Tallon has been the radio color guy since retiring as a Hawk player. A first-round draft choice of the Vancouver Canucks in 1970, Tallon was an NHL player for 10 seasons and played for the Hawks from 1973 to 1978. He became the Hawks radio and television analyst upon retiring as a player after the 1979-80 season and held that job for 16. Tallon, 51, moved to the Hawks' front office as director of player personnel at the start of the 1998-99 season and traveled the world scouting players. It was no secret that he and Smith didn't get along, however, and Smith orchestrated Tallon's return to the broadcast booth two seasons ago.


Owner William Wirtz says Dale Tallon was hired as the new General Manager, with on the job training from Acting GM Bob Pulford, not just assistant GM, with a “possibility with advancement” as Bob Pulford announced. In the Chicago Sun-Times, owner Wirtz said, "I want to clarify that right now and put an end to all speculation," Wirtz said in the statement. "As part of the restructuring that has taken place over the past two weeks, I decided that Dale Tallon was an excellent choice to be named assistant general manager of the Chicago Blackhawks. I feel that Dale has the tools and the attributes to be a good general manager in the very near future."

Smith might have had trouble cultivating friendships with the already established hierarchy, but he built a modern scouting staff where there was none previously. Marshall Johnston had worked for both the New Jersey Devils and the Ottawa Senators during the franchise’s early days, with good results. At the NHL draft, scouts from organizations like New Jersey and Anaheim praised the scouting staffs reorganized by Mike Smith since the 2000 draft.

Hockey’s Future ranks all NHL teams by their overall organizational depth of their farm systems from top to bottom every year. The Blackhawks had the number one organizational ranking in 2002, based primarily on the work of the scouts fired this last week by the Blackhawk organization.

The Smith-hired scouting staffs orchestrated the picks in the 2000, 2001, 2002, and 2003 drafts. Besides the top fifteen prospects on the Blackhawks team page, there are as many as 15 more prospects chosen in the middle rounds by the terminated scouting staff, whose chances of playing in the NHL in the next four years are very credible.

Tallon’s latest newspaper comments about the excitement he felt working for the last couple drafts is disturbing, because it sounded like he was instrumental in suggesting the selections of many of the young men in the Smith drafts. Tallon made these comments to the Chicago Sun-Times. When asked about becoming the Blackhawk GM, Tallon commented, “After seeing kids like [Steve] McCarthy, [Pavel] Vorobiev, [Michael] Leighton and [Tuomo] Ruutu, I always felt that I had some unfinished business. I was a part of those drafts, and it's great to see these kids contributing to our team.''

Mike Smith was hired from outside of the Blackhawk family and given the power to hire his own staff from outside. That was a fresh approach. These scouts were not already engrained in a hierarchy were not beholding to the insiders, and didn’t have to temper their opinions on prospects, personal, or strategies.

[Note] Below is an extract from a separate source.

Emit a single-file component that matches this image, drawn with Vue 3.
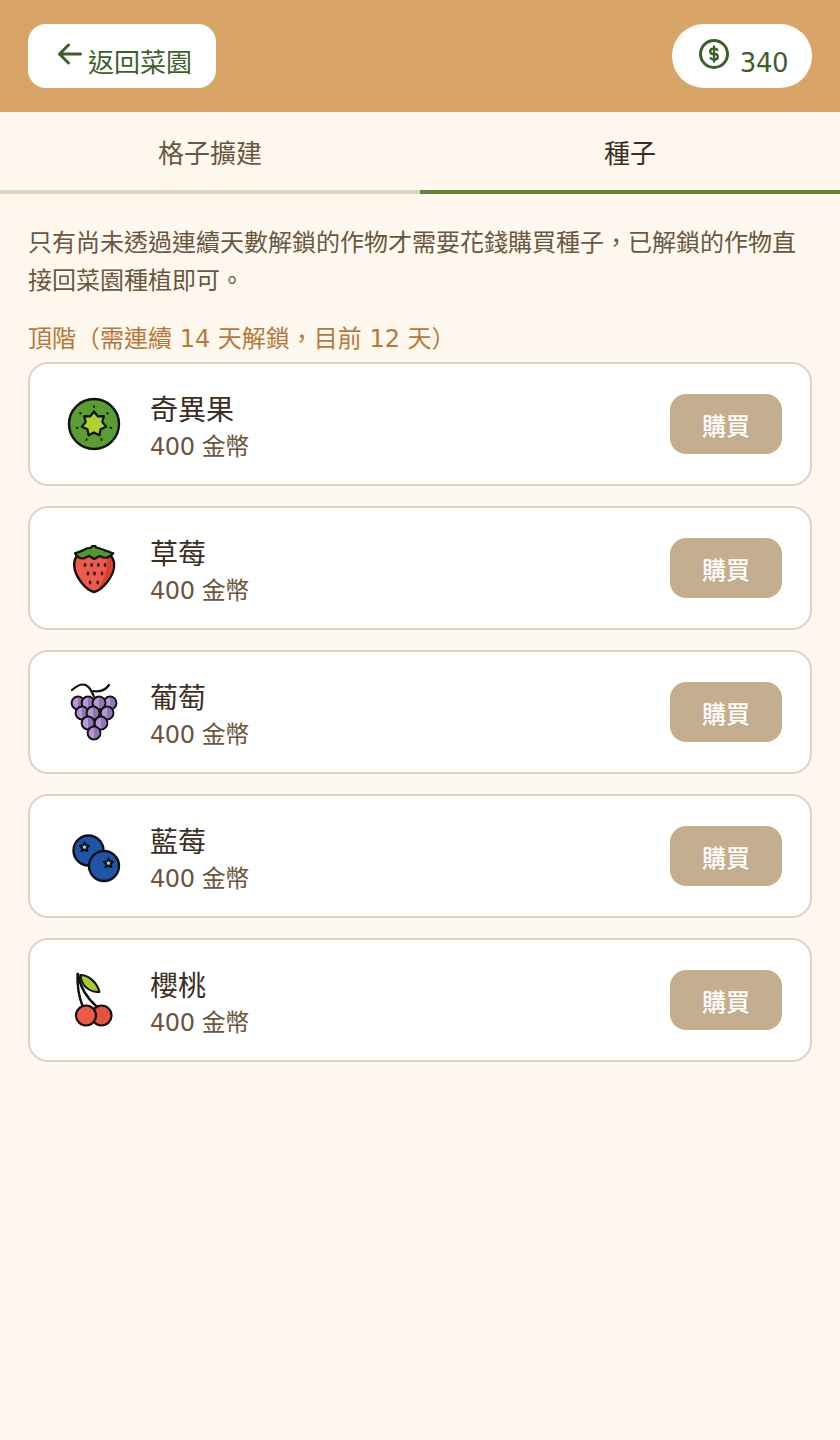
<script setup>
const crops = [
  { id: 'kiwi', name: '奇異果' },
  { id: 'strawberry', name: '草莓' },
  { id: 'grape', name: '葡萄' },
  { id: 'blueberry', name: '藍莓' },
  { id: 'cherry', name: '櫻桃' },
]
const grapes = [
  [20, 27], [52, 27], [30, 27], [41, 27],
  [24, 37], [49, 37], [35, 37],
  [30, 47], [43, 47],
  [36, 57],
]
const seeds = [
  [27, 33], [33.7, 33], [40.3, 33], [47, 33],
  [30, 41.5], [36.5, 41.5], [44, 41.5],
  [32, 50.5], [39.7, 50.5],
]
const flecks = Array.from({ length: 7 }, (_, i) => (i * 360) / 7)

// seven-point star in the middle of the kiwi
const star = Array.from({ length: 14 }, (_, i) => {
  const r = i % 2 ? 8.5 : 12.5
  const a = (i * Math.PI) / 7
  return `${(36 + r * Math.sin(a)).toFixed(1)},${(36 - r * Math.cos(a)).toFixed(1)}`
}).join(' ')
</script>

<template>
  <div class="page">
    <header class="top">
      <button class="pill back">
        <svg class="ico" viewBox="0 0 24 24"><path d="M5 12h14M5 12l6 6M5 12l6-6" /></svg>返回菜園
      </button>
      <div class="pill coins">
        <svg class="ico" viewBox="0 0 24 24">
          <circle cx="12" cy="12" r="9" />
          <path class="dollar" d="M14.2 9.3a1.6 1.6 0 0 0-1.5-.9h-1.4a1.800 1.800 0 1 0 0 3.600h1.400a1.800 1.800 0 1 1 0 3.600h-1.400a1.600 1.600 0 0 1-1.500-.9M12 7v10" />
        </svg>
        340
      </div>
    </header>

    <nav class="tabs">
      <div class="tab">格子擴建</div>
      <div class="tab active">種子</div>
    </nav>

    <main class="content">
      <p class="note">只有尚未透過連續天數解鎖的作物才需要花錢購買種子，已解鎖的作物直接回菜園種植即可。</p>
      <h2 class="tier">頂階（需連續 14 天解鎖，目前 12 天）</h2>

      <div class="list">
        <div class="card" v-for="c in crops" :key="c.id">
          <svg class="crop" viewBox="0 0 72 72">
            <g v-if="c.id === 'kiwi'">
              <circle cx="36" cy="36" r="25" fill="#5a9e32" stroke="#111" stroke-width="2.4" />
              <polygon :points="star" fill="#b1cf2f" stroke="#111" stroke-width="2.2" stroke-linejoin="round" />
              <path v-for="a in flecks" :key="a" d="M36 17.5v2.5" stroke="#111" stroke-width="1.6" :transform="`rotate(${a} 36 36)`" />
            </g>
            <g v-else-if="c.id === 'strawberry'">
              <path d="M25 22C18 22 15.500 28 16.300 35 17.500 45 27.500 58 36 60 44.500 58 55 45 56 35 56.500 28 54 22 47 22z" fill="#f05a4a" stroke="#111" stroke-width="2.4" stroke-linejoin="round" />
              <path d="M48 23c5 1 7.300 6 6.800 12-.8 8-8 17-15 22 6-9 11-20 8.200-34z" fill="#d9412f" />
              <path d="M17 21.300c4-1.300 9-3.300 11.500-4.800l5-1 .5-1.500h3.500l.5 1.500 4 1c4 1.500 9 3.500 13.300 4.800-3.300 3.700-6.300 5.200-10 4.200l-3.800-1.500-5.200 3-5.300-3-5.700 2.500c-3.300 0-6.300-2-8.300-5.200z" fill="#4f9a2c" stroke="#111" stroke-width="2.2" stroke-linejoin="round" />
              <ellipse v-for="(s, i) in seeds" :key="i" :cx="s[0]" :cy="s[1]" rx="1.3" ry="2" fill="#111" />
            </g>
            <g v-else-if="c.id === 'grape'">
              <path d="M14 14c4-3.500 7.500-5.500 11-5.500 5.500 0 8 5.500 11 12M35.500 15c6 1 12-1 15.500-6" fill="none" stroke="#111" stroke-width="2.2" stroke-linecap="round" />
              <g v-for="(g, i) in grapes" :key="i">
                <circle :cx="g[0]" :cy="g[1]" r="6.4" fill="#b49ad0" stroke="#111" stroke-width="2" />
                <path :d="`M${g[0]} ${g[1] - 5.4}a5.4 5.4 0 0 1 0 10.800z`" fill="#9273b5" />
              </g>
            </g>
            <g v-else-if="c.id === 'blueberry'">
              <circle cx="30.500" cy="30.500" r="15" fill="#1f55a8" stroke="#111" stroke-width="2.4" />
              <path d="M26.500 22.500l1.400 2.800 3.100.4-2.200 2.200.5 3.100-2.800-1.500-2.800 1.500.5-3.100-2.200-2.200 3.100-.4z" fill="#8fd3f4" stroke="#111" stroke-width="2" stroke-linejoin="round" />
              <circle cx="46" cy="46" r="15" fill="#1f55a8" stroke="#111" stroke-width="2.4" />
              <path d="M50.500 38.500l1.400 2.800 3.100.4-2.200 2.200.5 3.100-2.800-1.500-2.800 1.500.5-3.100-2.200-2.200 3.100-.4z" fill="#8fd3f4" stroke="#111" stroke-width="2" stroke-linejoin="round" />
            </g>
            <g v-else>
              <circle cx="43.500" cy="51.500" r="10" fill="#e5533f" stroke="#111" stroke-width="2.2" />
              <circle cx="28" cy="51.500" r="10" fill="#ef5a48" stroke="#111" stroke-width="2.2" />
              <path d="M19.500 10c-.5 12 2 24 5 32M20 10c2 14 9 24 19 33" fill="none" stroke="#111" stroke-width="2.4" stroke-linecap="round" />
              <path d="M22.500 11c7 0 16 6 19 17-8 .5-18-4-19-17z" fill="#a9c92f" stroke="#111" stroke-width="2" stroke-linejoin="round" />
            </g>
          </svg>
          <div class="info">
            <div class="name">{{ c.name }}</div>
            <div class="price">400 金幣</div>
          </div>
          <button class="buy">購買</button>
        </div>
      </div>
    </main>
  </div>
</template>

<style>
html, body {
  margin: 0;
  background: #fff8ee;
}
</style>

<style scoped>
.page {
  min-height: 1440px;
  background: #fff8ee;
  font-family: "DejaVu Sans", "Noto Sans CJK TC", sans-serif;
  color: #6b5640;
}
.top {
  display: flex;
  justify-content: space-between;
  padding: 24px 28px;
  background: #d9a566;
}
.pill {
  box-sizing: border-box;
  height: 64px;
  padding: 12px 24px;
  background: #fff;
  border: 0;
  color: #3f5f2a;
  font: inherit;
  font-size: 26px;
  line-height: 40px;
  white-space: nowrap;
}
.back {
  border-radius: 18px;
}
.coins {
  border-radius: 32px;
  letter-spacing: -0.5px;
}
.ico {
  width: 36px;
  height: 36px;
  fill: none;
  stroke: currentColor;
  stroke-width: 2;
  stroke-linecap: round;
  stroke-linejoin: round;
}
.dollar {
  stroke-width: 1.6;
}
.tabs {
  display: flex;
}
.tab {
  flex: 1;
  height: 78px;
  line-height: 84px;
  text-align: center;
  font-size: 26px;
  border-bottom: 4px solid #e0d4bf;
}
.tab.active {
  color: #3d2e1f;
  border-bottom-color: #5c8a3a;
}
.content {
  padding: 30px 28px 0;
}
.note {
  margin: 0;
  font-size: 24px;
  line-height: 38.4px;
}
.tier {
  margin: 20px 0 5px;
  font-size: 24px;
  font-weight: 400;
  line-height: 36px;
  color: #b8783a;
}
.list {
  display: flex;
  flex-direction: column;
  gap: 20px;
}
.card {
  display: flex;
  align-items: center;
  gap: 20px;
  box-sizing: border-box;
  height: 124px;
  padding: 0 28px;
  background: #fff;
  border: 2px solid #e0d4bf;
  border-radius: 20px;
}
.crop {
  flex: none;
  width: 72px;
  height: 72px;
}
.info {
  flex: 1;
  padding-top: 7px;
}
.name {
  font-size: 28px;
  line-height: 39px;
  color: #3d2e1f;
}
.price {
  font-size: 24px;
  line-height: 34px;
  letter-spacing: -0.45px;
}
.buy {
  width: 112px;
  height: 60px;
  padding: 2px 0 0;
  background: #c4ae90;
  border: 0;
  border-radius: 16px;
  color: #fff;
  font: inherit;
  font-size: 24px;
  font-weight: 500;
}
</style>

What is most impressive about Smith's staff quality drafts are the huge amount of middle round picks which show potential for eventually making the jump to the pros. Most still remain in Europe and college, but look to have enough skills to be NHLers, and many are scorers. This latest axing does put us back to the good old boys' network which may produced few NHL prospects after the first two rounds.

Sources close to the management situation in Chicago say the Hawks asked Marshall Johnston to take over as the club's GM after they fired Mike Smith, but Johnston, who walked away from the GM position in Ottawa to become the Hawk's director of player evaluation, decided not to accept the offer.
There is reliable informaton that when the club decided to go with Dale Tallon, Johnston was fired along with assistant GM Nick Beverley, director of amateur scouting Bill Lesuk and amateur scout Joe Yannetti.

The Blackhawks will continue to reap the benefits of the fired scouting staff members for the next five years. After that, the current downsized scouting staff will have to provide far better than they did when they were in charge before Smith took the reins and strengthen the area weakest in the Hawk structure. These young players need to make the NHL, because if they don’t, this might be the start of another drafting dry spell in Chicago.